**Task details**
In the entries below, find the lines with the word "this" and copy them.

--- start of Task material ---

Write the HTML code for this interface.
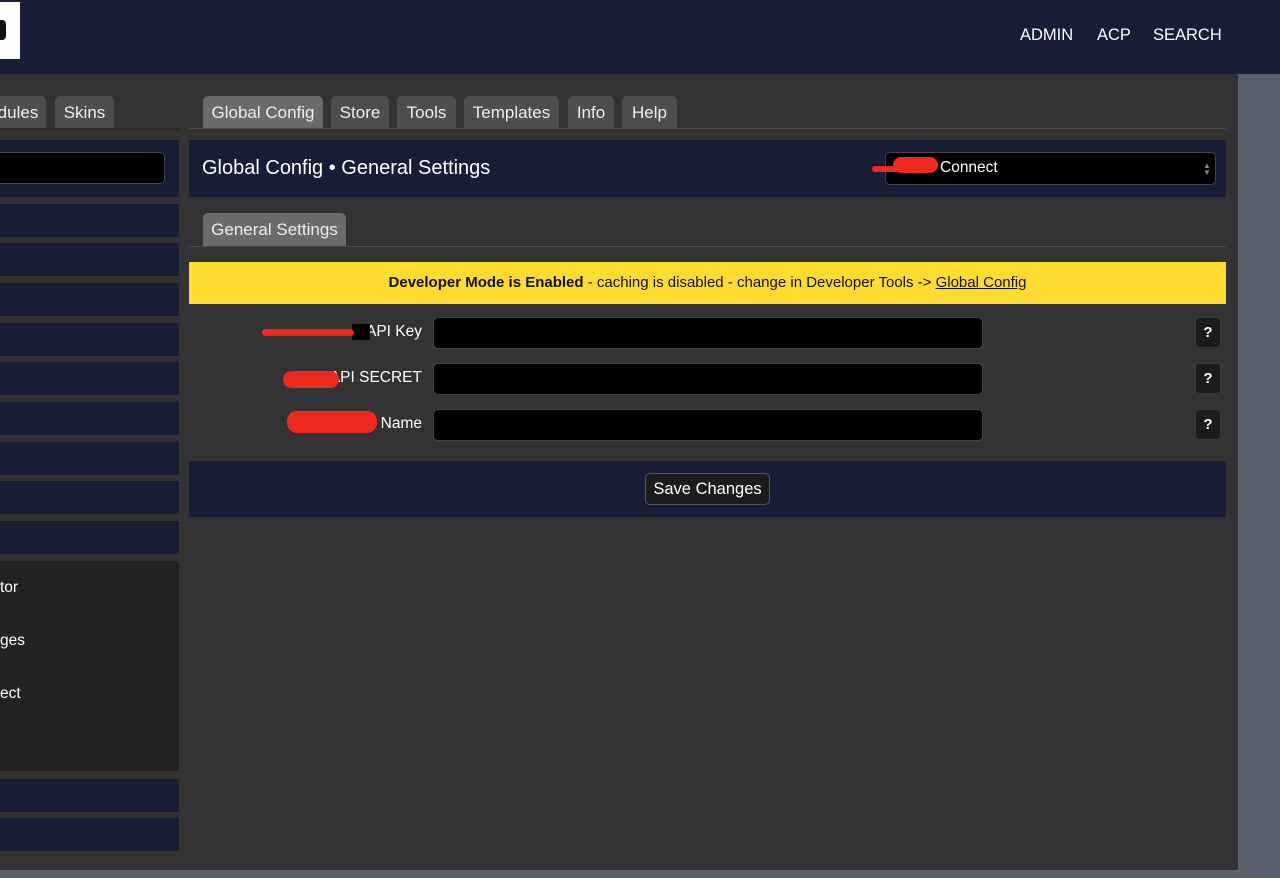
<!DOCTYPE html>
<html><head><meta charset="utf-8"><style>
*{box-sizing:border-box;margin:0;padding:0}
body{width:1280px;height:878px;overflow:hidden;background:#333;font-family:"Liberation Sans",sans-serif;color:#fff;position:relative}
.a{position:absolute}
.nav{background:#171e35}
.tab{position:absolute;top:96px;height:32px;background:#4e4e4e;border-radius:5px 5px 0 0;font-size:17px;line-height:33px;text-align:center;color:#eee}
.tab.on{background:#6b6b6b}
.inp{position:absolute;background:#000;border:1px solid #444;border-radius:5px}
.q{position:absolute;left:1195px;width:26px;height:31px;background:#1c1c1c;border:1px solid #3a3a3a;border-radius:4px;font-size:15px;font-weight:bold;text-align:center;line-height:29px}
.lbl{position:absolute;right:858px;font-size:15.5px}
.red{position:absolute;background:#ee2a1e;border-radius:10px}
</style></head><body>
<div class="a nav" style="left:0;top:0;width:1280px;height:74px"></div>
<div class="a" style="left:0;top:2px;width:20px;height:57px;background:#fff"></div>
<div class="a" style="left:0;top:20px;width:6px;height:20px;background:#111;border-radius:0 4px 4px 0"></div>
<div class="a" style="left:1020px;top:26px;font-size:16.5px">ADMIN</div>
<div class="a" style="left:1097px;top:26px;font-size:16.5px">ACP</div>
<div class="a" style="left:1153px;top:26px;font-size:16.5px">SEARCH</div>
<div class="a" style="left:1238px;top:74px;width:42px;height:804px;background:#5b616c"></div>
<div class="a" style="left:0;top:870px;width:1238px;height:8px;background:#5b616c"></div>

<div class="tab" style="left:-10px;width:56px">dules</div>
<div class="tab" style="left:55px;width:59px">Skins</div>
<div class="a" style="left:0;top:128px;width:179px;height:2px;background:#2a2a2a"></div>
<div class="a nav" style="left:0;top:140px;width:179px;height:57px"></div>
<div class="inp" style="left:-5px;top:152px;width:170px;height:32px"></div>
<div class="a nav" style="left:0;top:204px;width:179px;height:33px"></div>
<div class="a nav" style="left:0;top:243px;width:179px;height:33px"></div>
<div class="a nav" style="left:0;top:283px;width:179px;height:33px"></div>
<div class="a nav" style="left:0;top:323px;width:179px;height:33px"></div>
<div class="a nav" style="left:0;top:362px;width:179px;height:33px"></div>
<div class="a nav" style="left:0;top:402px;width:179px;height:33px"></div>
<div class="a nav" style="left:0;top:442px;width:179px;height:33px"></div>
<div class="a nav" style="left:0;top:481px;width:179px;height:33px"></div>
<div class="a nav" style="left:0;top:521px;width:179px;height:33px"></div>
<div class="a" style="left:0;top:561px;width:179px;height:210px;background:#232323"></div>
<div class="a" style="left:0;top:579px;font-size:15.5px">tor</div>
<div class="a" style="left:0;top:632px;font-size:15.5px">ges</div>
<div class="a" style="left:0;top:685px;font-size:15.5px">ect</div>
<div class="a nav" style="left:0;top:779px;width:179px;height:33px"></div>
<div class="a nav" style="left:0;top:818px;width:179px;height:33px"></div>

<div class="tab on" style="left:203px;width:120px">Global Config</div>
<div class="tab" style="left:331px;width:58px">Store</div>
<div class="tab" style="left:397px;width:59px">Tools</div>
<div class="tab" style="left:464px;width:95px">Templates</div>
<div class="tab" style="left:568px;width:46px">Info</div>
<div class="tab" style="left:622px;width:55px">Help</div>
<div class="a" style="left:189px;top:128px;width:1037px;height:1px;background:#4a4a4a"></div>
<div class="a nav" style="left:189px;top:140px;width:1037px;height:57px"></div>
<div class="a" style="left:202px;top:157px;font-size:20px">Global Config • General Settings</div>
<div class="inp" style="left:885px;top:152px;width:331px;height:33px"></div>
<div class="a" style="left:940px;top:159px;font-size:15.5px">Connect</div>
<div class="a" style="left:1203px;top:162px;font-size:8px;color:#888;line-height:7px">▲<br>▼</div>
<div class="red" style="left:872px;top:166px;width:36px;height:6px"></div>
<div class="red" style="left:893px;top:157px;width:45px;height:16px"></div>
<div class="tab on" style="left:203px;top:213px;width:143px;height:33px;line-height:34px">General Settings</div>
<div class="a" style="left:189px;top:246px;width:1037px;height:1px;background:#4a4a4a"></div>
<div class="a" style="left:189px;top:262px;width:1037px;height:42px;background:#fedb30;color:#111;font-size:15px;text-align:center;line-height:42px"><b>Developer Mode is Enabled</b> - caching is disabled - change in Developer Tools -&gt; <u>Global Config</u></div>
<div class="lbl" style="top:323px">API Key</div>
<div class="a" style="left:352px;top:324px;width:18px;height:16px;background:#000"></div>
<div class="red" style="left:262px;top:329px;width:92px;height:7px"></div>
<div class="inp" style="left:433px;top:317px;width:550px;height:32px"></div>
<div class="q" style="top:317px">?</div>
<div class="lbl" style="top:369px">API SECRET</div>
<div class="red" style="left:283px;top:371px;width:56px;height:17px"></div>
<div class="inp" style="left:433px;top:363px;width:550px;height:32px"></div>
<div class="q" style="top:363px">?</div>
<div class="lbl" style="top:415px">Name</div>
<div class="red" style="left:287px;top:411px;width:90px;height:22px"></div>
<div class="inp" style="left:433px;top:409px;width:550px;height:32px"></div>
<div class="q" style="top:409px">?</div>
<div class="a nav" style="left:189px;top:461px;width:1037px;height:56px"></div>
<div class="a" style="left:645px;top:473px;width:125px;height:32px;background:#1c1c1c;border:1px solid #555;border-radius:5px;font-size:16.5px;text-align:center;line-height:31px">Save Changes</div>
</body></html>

--- end of Task material ---
--- start of Task material ---

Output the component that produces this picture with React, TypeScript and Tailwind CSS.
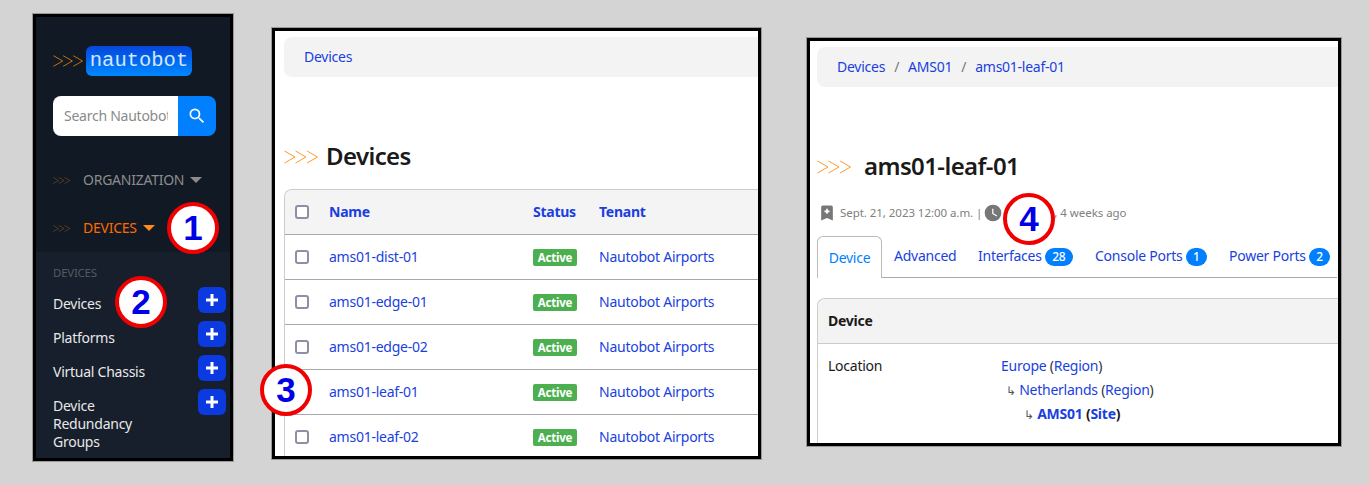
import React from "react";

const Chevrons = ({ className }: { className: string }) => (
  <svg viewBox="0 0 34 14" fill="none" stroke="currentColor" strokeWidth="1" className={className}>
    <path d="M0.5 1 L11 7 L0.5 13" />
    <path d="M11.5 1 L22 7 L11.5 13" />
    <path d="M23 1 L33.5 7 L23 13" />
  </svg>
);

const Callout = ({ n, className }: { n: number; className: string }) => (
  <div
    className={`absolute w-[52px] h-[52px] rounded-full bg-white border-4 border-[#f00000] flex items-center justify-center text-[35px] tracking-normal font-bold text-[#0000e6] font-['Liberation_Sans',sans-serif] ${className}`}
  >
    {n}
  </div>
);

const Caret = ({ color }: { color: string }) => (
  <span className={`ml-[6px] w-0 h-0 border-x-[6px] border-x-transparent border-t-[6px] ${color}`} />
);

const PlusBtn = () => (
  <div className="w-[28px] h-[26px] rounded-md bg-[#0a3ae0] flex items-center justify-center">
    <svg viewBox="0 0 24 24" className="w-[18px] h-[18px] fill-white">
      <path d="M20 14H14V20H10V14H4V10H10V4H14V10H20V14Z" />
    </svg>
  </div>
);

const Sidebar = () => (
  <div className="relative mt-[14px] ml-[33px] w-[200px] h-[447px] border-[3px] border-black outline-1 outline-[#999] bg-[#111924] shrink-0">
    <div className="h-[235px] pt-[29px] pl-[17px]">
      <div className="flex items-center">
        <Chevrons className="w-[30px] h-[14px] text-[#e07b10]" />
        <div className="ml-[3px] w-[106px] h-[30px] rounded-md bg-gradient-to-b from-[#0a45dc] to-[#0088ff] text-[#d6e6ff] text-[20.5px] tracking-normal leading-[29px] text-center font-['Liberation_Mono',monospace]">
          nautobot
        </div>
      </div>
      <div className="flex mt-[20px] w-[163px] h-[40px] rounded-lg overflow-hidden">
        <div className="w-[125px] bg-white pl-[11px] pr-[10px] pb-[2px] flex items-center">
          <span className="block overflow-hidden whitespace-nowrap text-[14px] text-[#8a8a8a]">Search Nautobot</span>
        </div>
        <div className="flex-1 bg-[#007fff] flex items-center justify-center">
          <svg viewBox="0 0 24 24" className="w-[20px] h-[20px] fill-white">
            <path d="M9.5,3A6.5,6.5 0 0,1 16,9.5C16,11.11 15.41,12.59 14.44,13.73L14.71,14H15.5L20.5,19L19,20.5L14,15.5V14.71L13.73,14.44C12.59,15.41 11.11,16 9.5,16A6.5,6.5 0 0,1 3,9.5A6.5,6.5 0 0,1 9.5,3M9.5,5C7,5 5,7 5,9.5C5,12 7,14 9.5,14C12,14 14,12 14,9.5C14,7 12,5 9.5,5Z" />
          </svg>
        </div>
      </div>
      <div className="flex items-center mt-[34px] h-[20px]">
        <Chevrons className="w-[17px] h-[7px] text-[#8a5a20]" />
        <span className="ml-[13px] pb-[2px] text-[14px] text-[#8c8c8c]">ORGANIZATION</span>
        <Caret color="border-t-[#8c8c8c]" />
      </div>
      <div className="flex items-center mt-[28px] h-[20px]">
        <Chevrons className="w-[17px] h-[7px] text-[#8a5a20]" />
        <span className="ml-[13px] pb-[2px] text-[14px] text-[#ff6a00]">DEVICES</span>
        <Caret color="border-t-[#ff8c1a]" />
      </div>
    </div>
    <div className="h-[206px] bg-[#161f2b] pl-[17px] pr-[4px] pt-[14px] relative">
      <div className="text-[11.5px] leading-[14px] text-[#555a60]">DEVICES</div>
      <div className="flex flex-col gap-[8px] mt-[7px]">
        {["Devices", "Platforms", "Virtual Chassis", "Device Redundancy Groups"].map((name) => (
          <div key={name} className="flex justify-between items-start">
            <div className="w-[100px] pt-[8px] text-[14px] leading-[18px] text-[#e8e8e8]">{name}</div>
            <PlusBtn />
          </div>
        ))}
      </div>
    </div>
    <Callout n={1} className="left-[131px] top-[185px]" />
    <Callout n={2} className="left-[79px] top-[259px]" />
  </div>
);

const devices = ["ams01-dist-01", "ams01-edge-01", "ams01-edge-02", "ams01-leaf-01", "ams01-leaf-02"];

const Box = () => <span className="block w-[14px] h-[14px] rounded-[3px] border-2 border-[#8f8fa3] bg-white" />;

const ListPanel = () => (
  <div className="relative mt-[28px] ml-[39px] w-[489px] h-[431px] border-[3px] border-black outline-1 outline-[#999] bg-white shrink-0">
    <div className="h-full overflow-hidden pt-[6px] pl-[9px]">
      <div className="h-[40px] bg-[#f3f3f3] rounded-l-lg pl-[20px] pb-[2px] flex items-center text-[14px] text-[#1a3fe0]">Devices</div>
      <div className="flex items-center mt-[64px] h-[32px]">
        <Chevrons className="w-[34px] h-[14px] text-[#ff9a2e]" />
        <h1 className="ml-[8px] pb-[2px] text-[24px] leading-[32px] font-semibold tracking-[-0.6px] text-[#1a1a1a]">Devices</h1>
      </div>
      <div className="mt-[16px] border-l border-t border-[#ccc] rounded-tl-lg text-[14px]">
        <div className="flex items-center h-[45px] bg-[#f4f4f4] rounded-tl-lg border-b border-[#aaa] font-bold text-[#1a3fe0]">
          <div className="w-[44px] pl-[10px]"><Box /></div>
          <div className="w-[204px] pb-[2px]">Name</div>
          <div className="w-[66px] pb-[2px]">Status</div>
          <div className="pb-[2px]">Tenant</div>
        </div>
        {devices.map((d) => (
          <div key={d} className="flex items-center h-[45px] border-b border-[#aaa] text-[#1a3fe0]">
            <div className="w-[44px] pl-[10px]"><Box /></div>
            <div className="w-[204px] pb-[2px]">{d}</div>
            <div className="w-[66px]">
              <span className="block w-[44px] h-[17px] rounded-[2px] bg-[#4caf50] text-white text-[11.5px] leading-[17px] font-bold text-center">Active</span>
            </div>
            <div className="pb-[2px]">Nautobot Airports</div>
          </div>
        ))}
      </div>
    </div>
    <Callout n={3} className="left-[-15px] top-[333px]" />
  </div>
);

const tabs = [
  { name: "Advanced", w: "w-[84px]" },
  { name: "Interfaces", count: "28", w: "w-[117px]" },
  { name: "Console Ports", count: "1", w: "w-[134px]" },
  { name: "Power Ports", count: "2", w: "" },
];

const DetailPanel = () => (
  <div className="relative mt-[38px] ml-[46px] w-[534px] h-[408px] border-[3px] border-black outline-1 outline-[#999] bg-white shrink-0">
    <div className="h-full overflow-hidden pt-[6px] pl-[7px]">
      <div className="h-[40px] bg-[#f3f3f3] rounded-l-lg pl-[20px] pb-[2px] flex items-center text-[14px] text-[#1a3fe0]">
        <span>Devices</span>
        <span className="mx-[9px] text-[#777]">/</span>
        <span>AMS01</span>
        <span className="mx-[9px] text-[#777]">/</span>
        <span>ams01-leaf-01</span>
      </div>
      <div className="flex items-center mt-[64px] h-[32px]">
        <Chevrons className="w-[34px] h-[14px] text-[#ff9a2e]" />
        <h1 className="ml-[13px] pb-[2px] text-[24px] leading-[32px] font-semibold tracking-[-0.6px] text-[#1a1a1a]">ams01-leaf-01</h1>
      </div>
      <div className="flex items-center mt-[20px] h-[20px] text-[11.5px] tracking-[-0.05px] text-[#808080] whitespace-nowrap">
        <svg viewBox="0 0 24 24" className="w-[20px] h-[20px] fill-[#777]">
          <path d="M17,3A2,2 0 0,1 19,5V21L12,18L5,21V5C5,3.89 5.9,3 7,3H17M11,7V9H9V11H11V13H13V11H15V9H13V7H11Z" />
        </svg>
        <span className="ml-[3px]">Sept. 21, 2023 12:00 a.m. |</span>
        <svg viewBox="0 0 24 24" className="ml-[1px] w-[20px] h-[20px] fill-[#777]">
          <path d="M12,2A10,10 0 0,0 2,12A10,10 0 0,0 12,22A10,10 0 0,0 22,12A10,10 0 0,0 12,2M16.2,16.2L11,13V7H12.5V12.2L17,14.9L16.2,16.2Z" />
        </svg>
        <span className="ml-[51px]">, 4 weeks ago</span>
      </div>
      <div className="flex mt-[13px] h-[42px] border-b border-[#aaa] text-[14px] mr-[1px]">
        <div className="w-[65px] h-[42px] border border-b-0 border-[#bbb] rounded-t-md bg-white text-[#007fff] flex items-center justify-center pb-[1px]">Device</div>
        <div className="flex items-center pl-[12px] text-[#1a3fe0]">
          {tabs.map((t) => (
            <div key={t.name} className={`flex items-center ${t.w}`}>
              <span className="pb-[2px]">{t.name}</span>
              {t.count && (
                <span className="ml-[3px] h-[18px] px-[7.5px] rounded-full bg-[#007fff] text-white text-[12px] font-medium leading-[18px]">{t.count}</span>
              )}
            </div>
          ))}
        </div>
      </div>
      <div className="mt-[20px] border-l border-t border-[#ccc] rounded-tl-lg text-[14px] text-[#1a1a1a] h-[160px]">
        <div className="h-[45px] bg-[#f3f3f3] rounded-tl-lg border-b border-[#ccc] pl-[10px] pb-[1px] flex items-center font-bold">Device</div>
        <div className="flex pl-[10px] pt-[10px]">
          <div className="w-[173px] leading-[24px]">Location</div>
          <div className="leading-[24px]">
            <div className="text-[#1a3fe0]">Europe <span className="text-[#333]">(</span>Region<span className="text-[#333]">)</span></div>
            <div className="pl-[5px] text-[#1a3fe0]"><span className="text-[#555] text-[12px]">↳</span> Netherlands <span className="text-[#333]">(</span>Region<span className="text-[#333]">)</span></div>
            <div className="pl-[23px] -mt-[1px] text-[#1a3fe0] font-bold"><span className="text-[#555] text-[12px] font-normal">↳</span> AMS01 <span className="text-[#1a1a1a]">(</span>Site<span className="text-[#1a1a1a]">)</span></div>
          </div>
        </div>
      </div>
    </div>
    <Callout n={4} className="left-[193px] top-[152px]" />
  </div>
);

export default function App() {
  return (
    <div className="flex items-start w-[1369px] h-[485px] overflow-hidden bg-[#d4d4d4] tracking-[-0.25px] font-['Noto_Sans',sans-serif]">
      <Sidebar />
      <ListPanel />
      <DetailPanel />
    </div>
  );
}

--- end of Task material ---

**Task output**
Write the HTML code for this interface.
Output the component that produces this picture with React, TypeScript and Tailwind CSS.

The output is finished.